How sustainability campaigns can make a real difference

I read on the edie website this week that sports fans took 1.7 million ‘climate-positive’ actions at various UK sporting events over the summer. This initiative, run by Sky, promoted actions such as eating less meat, using greener forms of transport, recycling waste, and using refillable water bottles.

1.7 million is an impressive number. And I can’t imagine an initiative like this taking off at sports grounds a few years ago, when pale hotdogs and tea in plastic cups were, I admit, my half-time staple.

So this report is good news on this very bad news week… But I also wonder what steps sporting venues are taking to encourage fans to continue acting in this climate-positive way. What are they doing to make this sustainable behaviour, well, sustainable?

Many of you will have heard me on repeat, urging all of us to recognise the role that culture plays in shaping climate positive (or negative) behaviour. I get particularly excited about this in the workplace context, where so many of us spend so much of our time. Yes, businesses need campaigns similar to Sky’s to raise awareness of sustainability issues and prompt employees to act differently.

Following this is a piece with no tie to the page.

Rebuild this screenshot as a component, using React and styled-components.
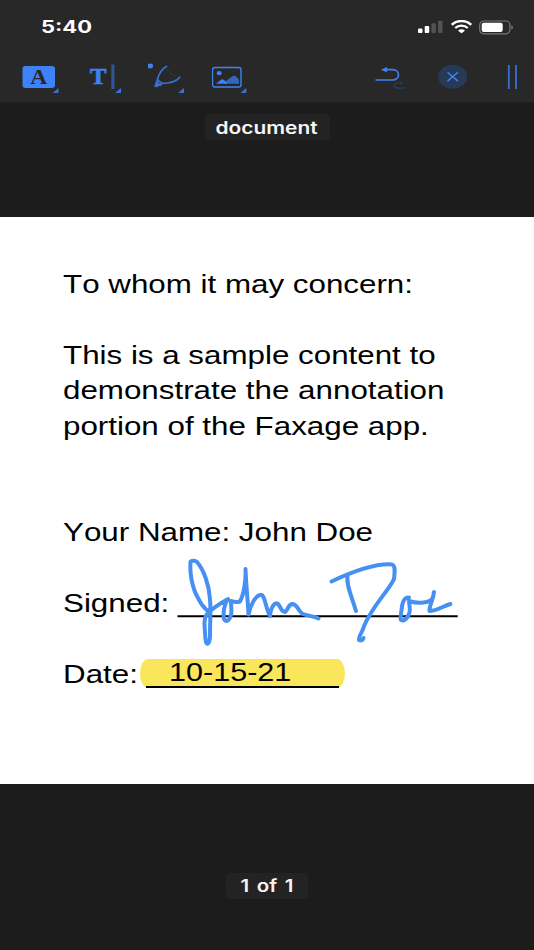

But the culture in which we live and move affects our habits and behaviours far more than we perhaps realise. And organisational culture can determine whether a company’s sustainability or net zero ambition drives significant and lasting change, or whether it turns out to be a flash in the pan.

It’s about campaigns AND culture. Campaigns make the headlines, but culture is the more meaningful, and longer-lasting, story.